Tymczasem - zgodnie z praktyką stosowania ustawy o ochronie informacji niejawnych - już samo postawienie zarzutów karnych skutkuje odebraniem poświadczeń. Zapytaliśmy więc szefa Agencji Bezpieczeństwa Wewnętrznego pułkownika Krzysztofa Wacławka, jakie kroki podjął w sprawie kierowania spółką przez najpierw podejrzanego, później oskarżonego i ostatecznie skazanego nieprawomocnie Dariusza S.

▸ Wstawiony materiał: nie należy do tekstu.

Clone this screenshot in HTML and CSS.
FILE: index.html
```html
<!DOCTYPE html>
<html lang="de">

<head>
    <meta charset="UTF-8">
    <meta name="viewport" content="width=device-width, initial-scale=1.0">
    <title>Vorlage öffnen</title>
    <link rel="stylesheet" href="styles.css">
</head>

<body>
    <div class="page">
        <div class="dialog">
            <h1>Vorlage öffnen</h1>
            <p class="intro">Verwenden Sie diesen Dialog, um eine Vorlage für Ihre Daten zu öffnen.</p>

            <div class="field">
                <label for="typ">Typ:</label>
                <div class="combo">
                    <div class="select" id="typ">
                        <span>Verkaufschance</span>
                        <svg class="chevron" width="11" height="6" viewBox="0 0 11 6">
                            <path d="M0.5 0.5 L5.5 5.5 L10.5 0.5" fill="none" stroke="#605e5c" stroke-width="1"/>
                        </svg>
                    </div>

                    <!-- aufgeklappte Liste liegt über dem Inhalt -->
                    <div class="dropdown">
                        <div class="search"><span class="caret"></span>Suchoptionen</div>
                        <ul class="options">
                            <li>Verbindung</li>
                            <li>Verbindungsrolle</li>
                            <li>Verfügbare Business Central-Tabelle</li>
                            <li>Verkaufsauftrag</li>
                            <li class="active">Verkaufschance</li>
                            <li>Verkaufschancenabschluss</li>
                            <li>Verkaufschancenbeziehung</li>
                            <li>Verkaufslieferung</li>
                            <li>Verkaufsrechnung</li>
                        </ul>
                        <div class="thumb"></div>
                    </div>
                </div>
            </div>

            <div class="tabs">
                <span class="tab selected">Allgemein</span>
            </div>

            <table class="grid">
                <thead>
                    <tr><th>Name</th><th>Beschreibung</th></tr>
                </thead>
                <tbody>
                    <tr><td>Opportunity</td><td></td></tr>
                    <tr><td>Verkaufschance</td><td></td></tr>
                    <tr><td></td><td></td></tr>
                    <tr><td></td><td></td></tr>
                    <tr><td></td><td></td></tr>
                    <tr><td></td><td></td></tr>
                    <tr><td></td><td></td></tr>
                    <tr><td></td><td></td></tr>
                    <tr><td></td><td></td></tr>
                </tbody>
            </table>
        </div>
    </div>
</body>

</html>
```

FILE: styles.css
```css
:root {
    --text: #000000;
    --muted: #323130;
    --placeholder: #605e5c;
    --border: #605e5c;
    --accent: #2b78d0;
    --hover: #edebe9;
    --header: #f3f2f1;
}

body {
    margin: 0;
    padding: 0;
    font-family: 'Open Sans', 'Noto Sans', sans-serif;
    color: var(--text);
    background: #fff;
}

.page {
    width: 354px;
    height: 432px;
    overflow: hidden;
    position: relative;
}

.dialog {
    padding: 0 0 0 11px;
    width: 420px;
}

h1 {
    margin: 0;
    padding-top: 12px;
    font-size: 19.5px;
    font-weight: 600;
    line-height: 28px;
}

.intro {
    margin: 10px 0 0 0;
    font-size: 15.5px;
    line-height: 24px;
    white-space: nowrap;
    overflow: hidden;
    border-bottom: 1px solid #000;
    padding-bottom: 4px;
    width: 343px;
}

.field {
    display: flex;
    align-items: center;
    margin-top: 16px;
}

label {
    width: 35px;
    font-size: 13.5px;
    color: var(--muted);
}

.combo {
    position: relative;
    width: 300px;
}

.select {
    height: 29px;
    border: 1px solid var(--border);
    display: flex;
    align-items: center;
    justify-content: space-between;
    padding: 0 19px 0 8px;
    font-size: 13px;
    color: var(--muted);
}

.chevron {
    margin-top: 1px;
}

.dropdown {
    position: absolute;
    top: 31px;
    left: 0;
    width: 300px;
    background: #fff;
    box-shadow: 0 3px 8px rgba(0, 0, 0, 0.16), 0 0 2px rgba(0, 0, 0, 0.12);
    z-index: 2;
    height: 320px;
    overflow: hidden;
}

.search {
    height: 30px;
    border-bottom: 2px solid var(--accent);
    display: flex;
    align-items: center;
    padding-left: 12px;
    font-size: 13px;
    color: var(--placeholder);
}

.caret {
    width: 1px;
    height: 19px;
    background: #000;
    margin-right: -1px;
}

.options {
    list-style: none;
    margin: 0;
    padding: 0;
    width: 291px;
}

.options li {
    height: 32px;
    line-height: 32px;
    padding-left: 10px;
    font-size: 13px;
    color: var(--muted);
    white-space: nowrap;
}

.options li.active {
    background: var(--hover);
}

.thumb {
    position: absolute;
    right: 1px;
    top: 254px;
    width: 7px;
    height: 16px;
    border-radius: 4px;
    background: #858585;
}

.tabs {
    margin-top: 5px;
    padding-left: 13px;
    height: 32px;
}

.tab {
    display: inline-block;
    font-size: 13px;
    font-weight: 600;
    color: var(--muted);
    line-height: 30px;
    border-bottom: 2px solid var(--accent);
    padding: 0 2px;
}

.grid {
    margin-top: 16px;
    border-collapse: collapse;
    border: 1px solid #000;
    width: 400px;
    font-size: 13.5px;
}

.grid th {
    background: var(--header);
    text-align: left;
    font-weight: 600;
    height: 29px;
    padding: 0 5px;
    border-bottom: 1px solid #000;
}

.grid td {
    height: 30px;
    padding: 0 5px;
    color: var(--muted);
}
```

Po tygodniu oczekiwania przyszła odpowiedź. "Nie komentujemy sprawy" - przekazano nam z zespołu prasowego największej polskiej służby specjalnej.
Kradzież pieniędzy przy Światowych Dniach Młodzieży
Jak sprawdziliśmy, w nieodległej przeszłości już samo postawienie zarzutów karnych przez prokuraturę - czyli nawet nie sporządzenie aktu oskarżenia czy ogłoszenie wyroku w sądzie - stało się powodem dymisji całego składu zarządu PKP S.A.
Chodziło wtedy o "ustawienie" zamówienia publicznego pod spółkę Sensus Group. Została ona powołana do życia przez wieloletnią księgową partii Prawo i Sprawiedliwość. Przez ponad dekadę spółka nie wykonywała żadnych działań. Aż po wygranych przez PiS wyborach w 2015 roku zmieniła właściciela. Stał się nim emerytowany pułkownik Agencji Wywiadu, znajomy ówczesnego szefa tej formacji oraz znajomy szefa Biura Ochrony Rządu. Zarząd PKP przyznał tej spółce intratny kontrakt na ochronę podczas Światowych Dni Młodzieży.
Dymisje bez wyroków
Po ujawnieniu przez media tej historii działania podjęło Centralne Biuro Antykorupcyjne, a prokuratura wszczęła śledztwo. Ostatecznie zarzuty zostały sformułowane w 2017 roku wobec wszystkich członków zarządu PKP S.A.
- Wobec przedstawienia zarzutów prezesowi i członkom zarządu PKP S.A. w sprawie karalnej niegospodarności i nieumyślnego wyrządzenia szkody wielkiej wartości (...) podjęto decyzję o odwołaniu z funkcji prezesa zarządu PKP S.A. Mirosława P. oraz członków zarządu - Cecylii L., Michała B. oraz Marka M. - podało wtedy oficjalnie ministerstwo infrastruktury (do 2019 roku PKP podlegało właśnie temu ministerstwu).
Co ciekawe, proces w tej sprawie toczy się nadal w warszawskim sądzie, nie zapadł nawet jeszcze wyrok w pierwszej instancji.